## DIRECTION
Give back the full listing, character for character, with no pictures.

## DATASET EXTRACT

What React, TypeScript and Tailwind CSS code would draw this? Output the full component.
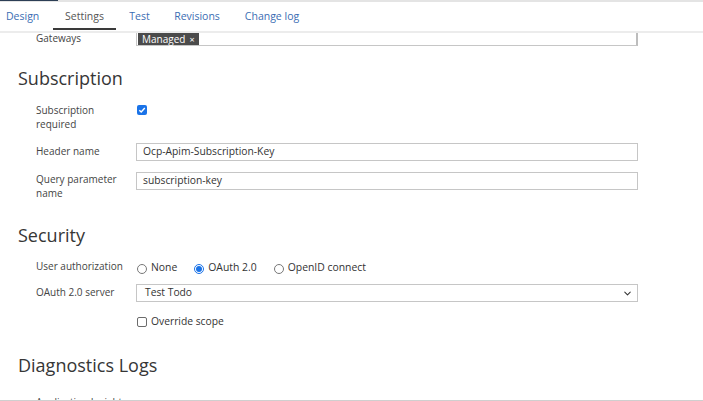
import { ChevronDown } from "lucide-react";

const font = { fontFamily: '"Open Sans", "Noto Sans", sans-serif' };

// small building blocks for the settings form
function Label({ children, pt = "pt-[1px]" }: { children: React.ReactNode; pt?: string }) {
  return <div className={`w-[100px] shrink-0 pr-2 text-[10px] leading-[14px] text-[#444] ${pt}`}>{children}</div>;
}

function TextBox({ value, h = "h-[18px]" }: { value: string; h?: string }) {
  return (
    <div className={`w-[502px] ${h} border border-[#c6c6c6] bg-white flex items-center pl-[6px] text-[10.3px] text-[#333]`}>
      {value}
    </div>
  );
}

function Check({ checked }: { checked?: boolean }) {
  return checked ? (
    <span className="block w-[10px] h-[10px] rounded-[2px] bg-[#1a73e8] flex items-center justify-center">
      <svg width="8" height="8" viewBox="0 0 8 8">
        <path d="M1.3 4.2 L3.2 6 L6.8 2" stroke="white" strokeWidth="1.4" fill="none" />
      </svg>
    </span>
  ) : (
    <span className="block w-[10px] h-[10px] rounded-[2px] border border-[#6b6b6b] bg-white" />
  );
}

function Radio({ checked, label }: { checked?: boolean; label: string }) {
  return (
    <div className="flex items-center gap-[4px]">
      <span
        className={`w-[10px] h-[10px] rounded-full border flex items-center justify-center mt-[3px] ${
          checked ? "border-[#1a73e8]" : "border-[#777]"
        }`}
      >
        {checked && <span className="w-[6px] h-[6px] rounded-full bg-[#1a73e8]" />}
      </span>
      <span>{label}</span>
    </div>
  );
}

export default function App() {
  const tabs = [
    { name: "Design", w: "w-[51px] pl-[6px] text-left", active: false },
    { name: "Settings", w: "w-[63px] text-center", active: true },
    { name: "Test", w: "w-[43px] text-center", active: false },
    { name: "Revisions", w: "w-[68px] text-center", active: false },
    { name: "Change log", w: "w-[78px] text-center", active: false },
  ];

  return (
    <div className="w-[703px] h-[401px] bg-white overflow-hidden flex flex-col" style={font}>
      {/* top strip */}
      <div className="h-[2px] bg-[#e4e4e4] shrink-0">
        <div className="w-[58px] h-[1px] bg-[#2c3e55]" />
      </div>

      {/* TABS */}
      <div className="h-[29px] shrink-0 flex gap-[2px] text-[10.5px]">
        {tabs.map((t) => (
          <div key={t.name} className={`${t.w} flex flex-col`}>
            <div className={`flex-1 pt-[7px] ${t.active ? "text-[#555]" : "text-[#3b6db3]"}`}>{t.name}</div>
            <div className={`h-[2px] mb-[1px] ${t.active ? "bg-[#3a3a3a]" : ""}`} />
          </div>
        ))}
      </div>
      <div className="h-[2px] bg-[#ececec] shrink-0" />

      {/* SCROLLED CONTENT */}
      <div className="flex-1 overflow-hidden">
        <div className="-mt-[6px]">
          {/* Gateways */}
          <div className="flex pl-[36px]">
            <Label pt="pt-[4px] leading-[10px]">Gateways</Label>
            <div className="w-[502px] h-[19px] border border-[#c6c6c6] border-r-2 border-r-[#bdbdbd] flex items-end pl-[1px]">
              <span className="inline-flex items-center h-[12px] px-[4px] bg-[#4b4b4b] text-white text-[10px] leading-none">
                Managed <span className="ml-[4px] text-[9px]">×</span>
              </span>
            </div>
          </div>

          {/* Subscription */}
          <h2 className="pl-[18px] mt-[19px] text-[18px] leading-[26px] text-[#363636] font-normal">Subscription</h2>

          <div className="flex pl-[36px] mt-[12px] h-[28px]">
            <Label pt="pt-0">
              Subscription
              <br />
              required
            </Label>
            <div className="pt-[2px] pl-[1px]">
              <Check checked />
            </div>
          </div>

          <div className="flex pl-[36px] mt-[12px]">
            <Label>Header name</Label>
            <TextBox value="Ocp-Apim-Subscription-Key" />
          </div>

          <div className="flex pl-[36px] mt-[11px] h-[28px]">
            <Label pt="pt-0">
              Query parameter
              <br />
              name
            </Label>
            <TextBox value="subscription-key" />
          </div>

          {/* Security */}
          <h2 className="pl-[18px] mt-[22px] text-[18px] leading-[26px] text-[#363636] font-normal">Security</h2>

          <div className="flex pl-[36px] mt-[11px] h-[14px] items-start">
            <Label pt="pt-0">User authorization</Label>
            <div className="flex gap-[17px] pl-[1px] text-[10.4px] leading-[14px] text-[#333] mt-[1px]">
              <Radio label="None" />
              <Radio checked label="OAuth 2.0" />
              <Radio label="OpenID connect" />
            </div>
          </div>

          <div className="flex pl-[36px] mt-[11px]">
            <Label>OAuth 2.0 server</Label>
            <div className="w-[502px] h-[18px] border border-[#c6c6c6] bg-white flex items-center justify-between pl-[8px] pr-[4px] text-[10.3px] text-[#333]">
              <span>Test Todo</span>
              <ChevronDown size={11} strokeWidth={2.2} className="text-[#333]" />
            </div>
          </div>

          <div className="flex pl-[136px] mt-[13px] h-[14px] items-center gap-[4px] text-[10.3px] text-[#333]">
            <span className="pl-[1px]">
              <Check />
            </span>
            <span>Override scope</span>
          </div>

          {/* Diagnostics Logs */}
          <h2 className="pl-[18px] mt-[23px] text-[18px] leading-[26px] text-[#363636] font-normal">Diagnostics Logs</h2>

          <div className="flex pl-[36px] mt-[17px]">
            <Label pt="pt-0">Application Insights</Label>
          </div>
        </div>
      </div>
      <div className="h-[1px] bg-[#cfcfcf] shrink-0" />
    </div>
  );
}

## THE COMPLETED TASK
What React, TypeScript and Tailwind CSS code would draw this? Output the full component.
import { ChevronDown } from "lucide-react";

const font = { fontFamily: '"Open Sans", "Noto Sans", sans-serif' };

// small building blocks for the settings form
function Label({ children, pt = "pt-[1px]" }: { children: React.ReactNode; pt?: string }) {
  return <div className={`w-[100px] shrink-0 pr-2 text-[10px] leading-[14px] text-[#444] ${pt}`}>{children}</div>;
}

function TextBox({ value, h = "h-[18px]" }: { value: string; h?: string }) {
  return (
    <div className={`w-[502px] ${h} border border-[#c6c6c6] bg-white flex items-center pl-[6px] text-[10.3px] text-[#333]`}>
      {value}
    </div>
  );
}

function Check({ checked }: { checked?: boolean }) {
  return checked ? (
    <span className="block w-[10px] h-[10px] rounded-[2px] bg-[#1a73e8] flex items-center justify-center">
      <svg width="8" height="8" viewBox="0 0 8 8">
        <path d="M1.3 4.2 L3.2 6 L6.8 2" stroke="white" strokeWidth="1.4" fill="none" />
      </svg>
    </span>
  ) : (
    <span className="block w-[10px] h-[10px] rounded-[2px] border border-[#6b6b6b] bg-white" />
  );
}

function Radio({ checked, label }: { checked?: boolean; label: string }) {
  return (
    <div className="flex items-center gap-[4px]">
      <span
        className={`w-[10px] h-[10px] rounded-full border flex items-center justify-center mt-[3px] ${
          checked ? "border-[#1a73e8]" : "border-[#777]"
        }`}
      >
        {checked && <span className="w-[6px] h-[6px] rounded-full bg-[#1a73e8]" />}
      </span>
      <span>{label}</span>
    </div>
  );
}

export default function App() {
  const tabs = [
    { name: "Design", w: "w-[51px] pl-[6px] text-left", active: false },
    { name: "Settings", w: "w-[63px] text-center", active: true },
    { name: "Test", w: "w-[43px] text-center", active: false },
    { name: "Revisions", w: "w-[68px] text-center", active: false },
    { name: "Change log", w: "w-[78px] text-center", active: false },
  ];

  return (
    <div className="w-[703px] h-[401px] bg-white overflow-hidden flex flex-col" style={font}>
      {/* top strip */}
      <div className="h-[2px] bg-[#e4e4e4] shrink-0">
        <div className="w-[58px] h-[1px] bg-[#2c3e55]" />
      </div>

      {/* TABS */}
      <div className="h-[29px] shrink-0 flex gap-[2px] text-[10.5px]">
        {tabs.map((t) => (
          <div key={t.name} className={`${t.w} flex flex-col`}>
            <div className={`flex-1 pt-[7px] ${t.active ? "text-[#555]" : "text-[#3b6db3]"}`}>{t.name}</div>
            <div className={`h-[2px] mb-[1px] ${t.active ? "bg-[#3a3a3a]" : ""}`} />
          </div>
        ))}
      </div>
      <div className="h-[2px] bg-[#ececec] shrink-0" />

      {/* SCROLLED CONTENT */}
      <div className="flex-1 overflow-hidden">
        <div className="-mt-[6px]">
          {/* Gateways */}
          <div className="flex pl-[36px]">
            <Label pt="pt-[4px] leading-[10px]">Gateways</Label>
            <div className="w-[502px] h-[19px] border border-[#c6c6c6] border-r-2 border-r-[#bdbdbd] flex items-end pl-[1px]">
              <span className="inline-flex items-center h-[12px] px-[4px] bg-[#4b4b4b] text-white text-[10px] leading-none">
                Managed <span className="ml-[4px] text-[9px]">×</span>
              </span>
            </div>
          </div>

          {/* Subscription */}
          <h2 className="pl-[18px] mt-[19px] text-[18px] leading-[26px] text-[#363636] font-normal">Subscription</h2>

          <div className="flex pl-[36px] mt-[12px] h-[28px]">
            <Label pt="pt-0">
              Subscription
              <br />
              required
            </Label>
            <div className="pt-[2px] pl-[1px]">
              <Check checked />
            </div>
          </div>

          <div className="flex pl-[36px] mt-[12px]">
            <Label>Header name</Label>
            <TextBox value="Ocp-Apim-Subscription-Key" />
          </div>

          <div className="flex pl-[36px] mt-[11px] h-[28px]">
            <Label pt="pt-0">
              Query parameter
              <br />
              name
            </Label>
            <TextBox value="subscription-key" />
          </div>

          {/* Security */}
          <h2 className="pl-[18px] mt-[22px] text-[18px] leading-[26px] text-[#363636] font-normal">Security</h2>

          <div className="flex pl-[36px] mt-[11px] h-[14px] items-start">
            <Label pt="pt-0">User authorization</Label>
            <div className="flex gap-[17px] pl-[1px] text-[10.4px] leading-[14px] text-[#333] mt-[1px]">
              <Radio label="None" />
              <Radio checked label="OAuth 2.0" />
              <Radio label="OpenID connect" />
            </div>
          </div>

          <div className="flex pl-[36px] mt-[11px]">
            <Label>OAuth 2.0 server</Label>
            <div className="w-[502px] h-[18px] border border-[#c6c6c6] bg-white flex items-center justify-between pl-[8px] pr-[4px] text-[10.3px] text-[#333]">
              <span>Test Todo</span>
              <ChevronDown size={11} strokeWidth={2.2} className="text-[#333]" />
            </div>
          </div>

          <div className="flex pl-[136px] mt-[13px] h-[14px] items-center gap-[4px] text-[10.3px] text-[#333]">
            <span className="pl-[1px]">
              <Check />
            </span>
            <span>Override scope</span>
          </div>

          {/* Diagnostics Logs */}
          <h2 className="pl-[18px] mt-[23px] text-[18px] leading-[26px] text-[#363636] font-normal">Diagnostics Logs</h2>

          <div className="flex pl-[36px] mt-[17px]">
            <Label pt="pt-0">Application Insights</Label>
          </div>
        </div>
      </div>
      <div className="h-[1px] bg-[#cfcfcf] shrink-0" />
    </div>
  );
}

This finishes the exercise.